Indeed, the whole thing sounds kind of hellish to go through. “The experience varies between individuals, but there are some recurring features,” Sigala explains. “Many patients report strange and deeply unsettling bodily sensations – perceiving changes in their facial structure, unusual hair growth, alterations in their musculature or teeth – which they interpret as evidence of physical transformation. Some experience these as hallucinations; in others, particularly those with an underlying neurological condition, there may be actual changes in physical sensation or movement that become distorted in perception and interpretation.”

“Patients sometimes find the transformation belief confirmed when looking in a mirror, seeing their reflection as altered or monstrous,” she says.

Wolves aren’t the only animal people might find themselves “becoming”. Tales abound of Japanese kitsune, Ethiopian buda, British kelpies, and so on; case reports, meanwhile, are equally as varied, with more than two-thirds of the 77 examples of clinical therianthropy found in the medical literature by Blom and Sharpless involving animals other than wolves.

Pity, for example, the poor individual who found themselves transforming into a bee; the patient who presented with clinical gyrinanthropy, meaning they saw themselves as a tadpole, or their compatriot with clinical gerbillanthropy, which we’ll let you figure out on your own. These conditions could last for days, if you’re lucky – more likely, however, you would be experiencing this weird, intense trauma for months or even years on end.

Modern wolfsbane

When that Spanish physician treated his melancholic patient, he did so with the most up-to-date methods he knew: enemas, bloodletting, healthful baths, and so on. Thankfully, modern treatments are a little less visceral.

“Clinical lycanthropy is not a standalone diagnosis,” explains Sigala. Instead, it’s what’s known as  a transnosographic syndrome: “it cuts across several different underlying conditions rather than belonging to any one of them,” she tells IFLScience.

To perceive yourself as transforming into a wolf – or indeed any animal – could be a symptom of any number of psychological and neurological conditions. It’s been reported in patients with schizophrenia and schizoaffective disorder, psychotic depression, bipolar disorder with psychotic features, and epilepsy; in the case report Sigala consulted on, it was a manifestation of Huntingdon’s disease. We should “think of it as a particular flavour that a psychotic episode can take,” Sigala explains, “rather than a disease category in itself.”

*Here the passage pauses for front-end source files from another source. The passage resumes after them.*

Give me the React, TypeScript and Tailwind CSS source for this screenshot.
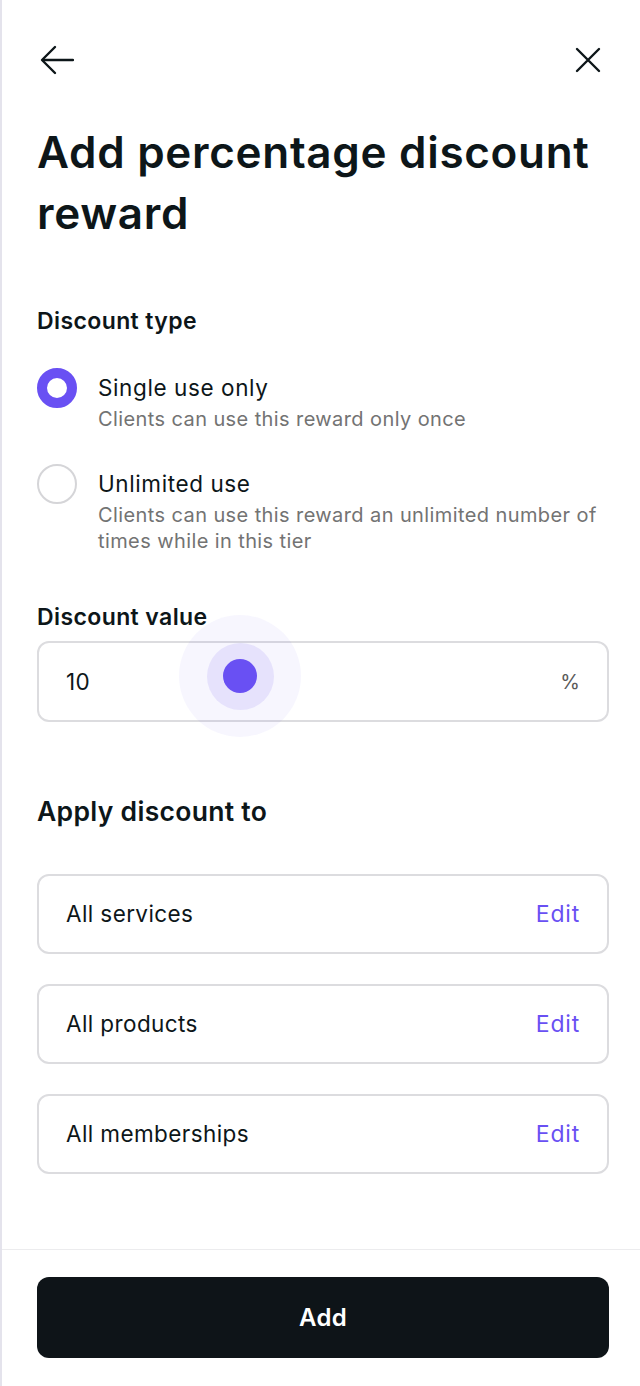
import React, { useState } from 'react';

const scopes = ['All services', 'All products', 'All memberships'];

function Radio({ checked }: { checked: boolean }) {
  return (
    <span
      className={`block w-10 h-10 rounded-full flex-shrink-0 ${
        checked ? 'border-[10px] border-[#6950f3] bg-white' : 'border-2 border-[#d5d5d8] bg-white'
      }`}
    />
  );
}

export default function App() {
  const [type, setType] = useState<'single' | 'unlimited'>('single');
  const [value, setValue] = useState('10');

  return (
    <div
      className="min-h-screen w-full bg-white border-l-2 border-[#e4e3ec] text-[#0d1619]"
      style={{ fontFamily: 'Inter, "Noto Sans", sans-serif' }}
    >
      <div className="pl-[35px] pr-[31px]">
        <div className="h-[120px] flex items-center justify-between">
          <button className="w-9 h-9 flex items-center justify-center ml-[2px]">
            <svg width="34" height="30" viewBox="0 0 34 30" fill="none" stroke="#0d1619" strokeWidth="2.4" strokeLinecap="round" strokeLinejoin="round">
              <path d="M33 15H3" />
              <path d="M15 2L2 15l13 13" />
            </svg>
          </button>
          <button className="w-9 h-9 flex items-center justify-center mr-[3px]">
            <svg width="26" height="26" viewBox="0 0 26 26" fill="none" stroke="#0d1619" strokeWidth="2.4" strokeLinecap="round">
              <path d="M2 2l22 22M24 2L2 24" />
            </svg>
          </button>
        </div>

        <h1 className="mt-[2px] text-[44px] leading-[61px] font-semibold tracking-[0.7px]">
          Add percentage discount reward
        </h1>

        <h2 className="mt-[62px] text-[23px] leading-[30px] font-semibold tracking-[0.4px]">Discount type</h2>

        <div className="mt-[37px] flex flex-col gap-[37px]">
          <button onClick={() => setType('single')} className="flex gap-[21px] text-left">
            <span className="h-[30px] flex items-center">
              <Radio checked={type === 'single'} />
            </span>
            <span className="flex flex-col">
              <span className="text-[22.5px] leading-[30px] tracking-[0.6px]">Single use only</span>
              <span className="mt-[3px] text-[20px] leading-[26px] tracking-[0.4px] text-[#737373]">
                Clients can use this reward only once
              </span>
            </span>
          </button>
          <button onClick={() => setType('unlimited')} className="flex gap-[21px] text-left">
            <span className="h-[30px] flex items-center">
              <Radio checked={type === 'unlimited'} />
            </span>
            <span className="flex flex-col">
              <span className="text-[22.5px] leading-[30px] tracking-[0.6px]">Unlimited use</span>
              <span className="mt-[3px] text-[20px] leading-[26px] tracking-[0.4px] text-[#737373]">
                Clients can use this reward an unlimited number of times while in this tier
              </span>
            </span>
          </button>
        </div>

        <h2 className="mt-[48px] text-[23px] leading-[30px] font-semibold tracking-[0.4px]">Discount value</h2>

        <div className="relative mt-[9px] h-[81px] rounded-xl border-2 border-[#dcdcdf] flex items-center px-[27px]">
          <input
            value={value}
            onChange={(e) => setValue(e.target.value)}
            className="flex-1 bg-transparent outline-none text-[22.5px] tracking-[0.4px] text-[#0d1619]"
          />
          <span className="text-[20px] text-[#5a5a5a]">%</span>
          <span className="absolute left-[201px] top-[33px] -translate-x-1/2 -translate-y-1/2 w-[122px] h-[122px] rounded-full bg-[#6950f3]/[0.05] flex items-center justify-center pointer-events-none">
            <span className="w-[67px] h-[67px] rounded-full bg-[#e6e2fc] flex items-center justify-center">
              <span className="w-[34px] h-[34px] rounded-full bg-[#6950f3]" />
            </span>
          </span>
        </div>

        <h2 className="mt-[72px] text-[26.5px] leading-[34px] font-semibold tracking-[0.3px]">Apply discount to</h2>

        <div className="mt-[46px] flex flex-col gap-[30px]">
          {scopes.map((s) => (
            <div
              key={s}
              className="h-[80px] rounded-xl border-2 border-[#dcdcdf] flex items-center justify-between px-[27px]"
            >
              <span className="text-[22.5px] tracking-[0.4px]">{s}</span>
              <button className="text-[23px] tracking-[0.8px] text-[#6950f3]">Edit</button>
            </div>
          ))}
        </div>
      </div>

      <div className="mt-[75px] border-t border-[#ececee]" />

      <div className="pl-[35px] pr-[31px] pt-[27px] pb-[28px]">
        <button className="w-full h-[81px] rounded-xl bg-[#0e1418] text-white text-[24px] font-semibold tracking-[0.3px]">
          Add
        </button>
      </div>
    </div>
  );
}
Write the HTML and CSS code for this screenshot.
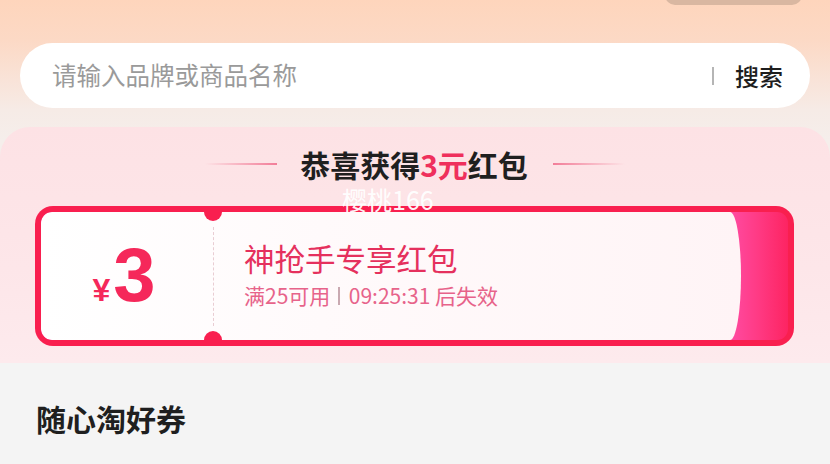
FILE: index.html
```html
<!DOCTYPE html>
<html lang="zh">
<head>
<meta charset="utf-8">
<link rel="stylesheet" href="styles.css">
</head>
<body>
<div class="page">
  <header class="header">
    <div class="top-pill"></div>
    <div class="search">
      <span class="search-placeholder">请输入品牌或商品名称</span>
      <span class="search-divider"></span>
      <span class="search-btn">搜索</span>
    </div>
    <section class="panel">
      <div class="title-row">
        <span class="title-line left"></span>
        <h2 class="title">恭喜获得<em>3元</em>红包</h2>
        <span class="title-line right"></span>
      </div>
      <div class="watermark">樱桃166</div>
      <div class="coupon">
        <div class="coupon-inner">
          <div class="coupon-body">
            <div class="coupon-amount"><span class="yen">¥</span><span class="num">3</span></div>
            <div class="coupon-divider"></div>
            <div class="coupon-info">
              <div class="coupon-name">神抢手专享红包</div>
              <div class="coupon-desc">满25可用<span class="sep"></span>09:25:31 后失效</div>
            </div>
          </div>
        </div>
      </div>
    </section>
  </header>
  <h3 class="section-title">随心淘好券</h3>
</div>
</body>
</html>
```
FILE: styles.css
```css
* { box-sizing: border-box; }
html, body {
  margin: 0;
  padding: 0;
}
body {
  width: 830px;
  height: 464px;
  overflow: hidden;
  background: #f4f4f4;
  font-family: "Noto Sans CJK SC", "Noto Sans", sans-serif;
}
.page { width: 830px; }

.header {
  position: relative;
  padding-top: 43px;
  background: linear-gradient(180deg, #fed5bc 0px, #fcd9c5 40px, #f9e3d8 80px, #f6ebe6 110px, #f5eeeb 140px);
}
.top-pill {
  position: absolute;
  top: -10px;
  left: 665px;
  width: 137px;
  height: 15px;
  border-radius: 0 0 10px 10px;
  background: #d9b7a1;
}

.search {
  margin: 0 20px;
  height: 65px;
  background: #fff;
  border-radius: 33px;
  display: flex;
  align-items: center;
  padding: 0 27px 0 32px;
}
.search-placeholder {
  flex: 1;
  font-size: 24.5px;
  color: #9a9a9a;
  line-height: 1;
}
.search-divider {
  width: 2px;
  height: 18px;
  background: #b5b5b5;
  margin-right: 21px;
}
.search-btn {
  font-size: 24px;
  line-height: 1;
  color: #1e1e1e;
  font-weight: 500;
}

.panel {
  position: relative;
  margin-top: 19px;
  border-radius: 30px 30px 0 0;
  background: linear-gradient(180deg, #fde2e5 0%, #fde6e9 60%, #fdeaed 100%);
  padding: 19px 0 17px;
}
.title-row {
  display: flex;
  align-items: center;
  justify-content: center;
  height: 36px;
}
.title-line {
  width: 72px;
  height: 2px;
}
.title-line.left {
  background: linear-gradient(90deg, rgba(242,110,140,0), #f27d98);
  margin-right: 23px;
}
.title-line.right {
  background: linear-gradient(90deg, #f27d98, rgba(242,110,140,0));
  margin-left: 25px;
}
.title {
  margin: 0;
  font-size: 30px;
  line-height: 36px;
  font-weight: 700;
  color: #1f1f1f;
}
.title em {
  font-style: normal;
  color: #ef2f5c;
}
.watermark {
  position: absolute;
  left: 342px;
  top: 60px;
  font-size: 25px;
  line-height: 24px;
  color: rgba(255,255,255,0.96);
  z-index: 2;
}

.coupon {
  margin: 24px 36px 0 35px;
  height: 140px;
  background: #f91f4f;
  border-radius: 18px;
  padding: 6px;
}
.coupon-inner {
  height: 100%;
  border-radius: 11px;
  background: linear-gradient(90deg, #ff4aa0 calc(100% - 56px), #ff3a84 calc(100% - 30px), #fd2462 100%);
  overflow: hidden;
}
.coupon-body {
  position: relative;
  height: 100%;
  width: 700px;
  display: flex;
  background: linear-gradient(90deg, #ffffff 0%, #fffafb 40%, #fff4f6 100%);
  border-radius: 11px;
  border-top-right-radius: 11px 64px;
  border-bottom-right-radius: 11px 64px;
}
.coupon-amount {
  width: 172px;
  display: flex;
  align-items: baseline;
  justify-content: center;
  color: #f5285a;
  font-family: "Liberation Sans", Arial, sans-serif;
  font-weight: 700;
  padding-top: 25px;
  padding-right: 6px;
}
.yen {
  font-size: 32px;
  margin-right: 3px;
}
.num {
  font-size: 76px;
  line-height: 1;
}
.coupon-divider {
  position: relative;
  width: 0;
  border-left: 1.5px dashed #e9cdd3;
  margin: 15px 0 14px;
}
.coupon-divider::before,
.coupon-divider::after {
  content: "";
  position: absolute;
  left: -10px;
  width: 18px;
  height: 18px;
  border-radius: 50%;
  background: #f91f4f;
}
.coupon-divider::before { top: -24px; }
.coupon-divider::after { bottom: -23px; }
.coupon-info {
  flex: 1;
  padding-left: 30px;
  display: flex;
  flex-direction: column;
  justify-content: center;
  padding-bottom: 4px;
}
.coupon-name {
  font-size: 30.5px;
  line-height: 38px;
  color: #e5305d;
}
.coupon-desc {
  margin-top: 5px;
  font-size: 21px;
  line-height: 27px;
  color: #e7638a;
  display: flex;
  align-items: center;
}
.sep {
  display: inline-block;
  width: 1.5px;
  height: 18px;
  background: #c9a9b1;
  margin: 0 9px 0 8px;
}

.section-title {
  margin: 40px 0 0 36px;
  font-size: 30px;
  line-height: 30px;
  font-weight: 700;
  color: #1f1f1f;
}
```
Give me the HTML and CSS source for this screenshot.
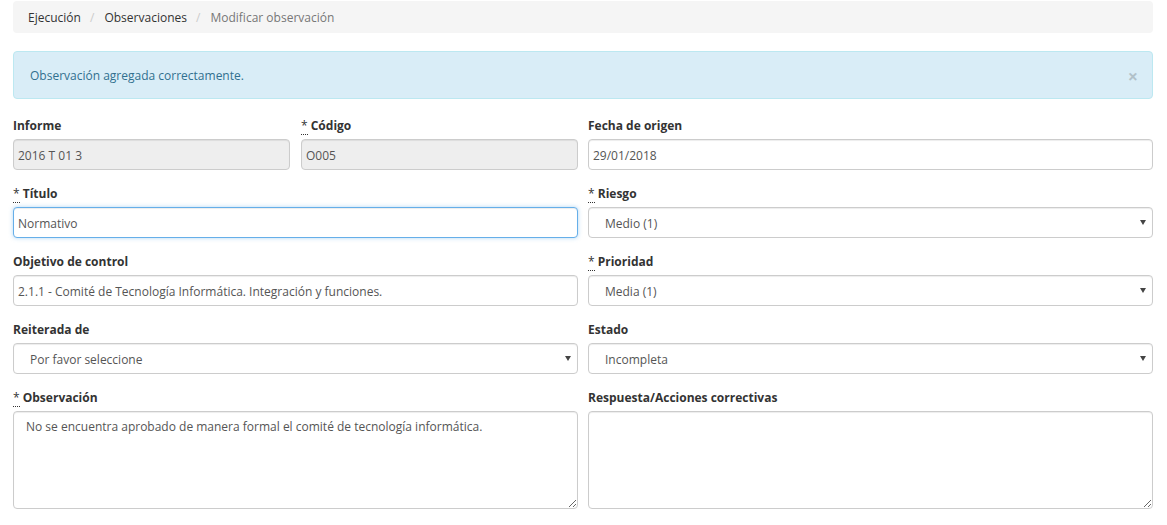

Treatment, therefore, should be equally individualized. Rather than curing the lycanthropy itself, it’s the underlying condition that needs to be dealt with: “lycanthropic content tells us something important about what the patient is experiencing,” Sigala tells IFLScience, “but it does not change the diagnostic category.”

The first port of call is usually antipsychotic medication, she explains, with antidepressants or mood stabilizers added as needed. For treatment-resistant cases – such as the Huntingdon’s case she worked on – a more powerful antipsychotic, clozapine, is used.

The good news, among all this body-horror and tragedy, is the end result: “in the majority of documented cases it has led to full or partial remission of the transformation delusion,” Sigala confirms. So, while we can’t personally attest to the efficacy of bloodletting and enemas to cure psychosis, we’d probably take the clozapine instead.

Correction (April 8, 2026): The affiliation and title for Professor Sigala were previously stated incorrectly. This has now been corrected to Professor of Neuroscience at Brighton and Sussex Medical School and the institutional URL updated.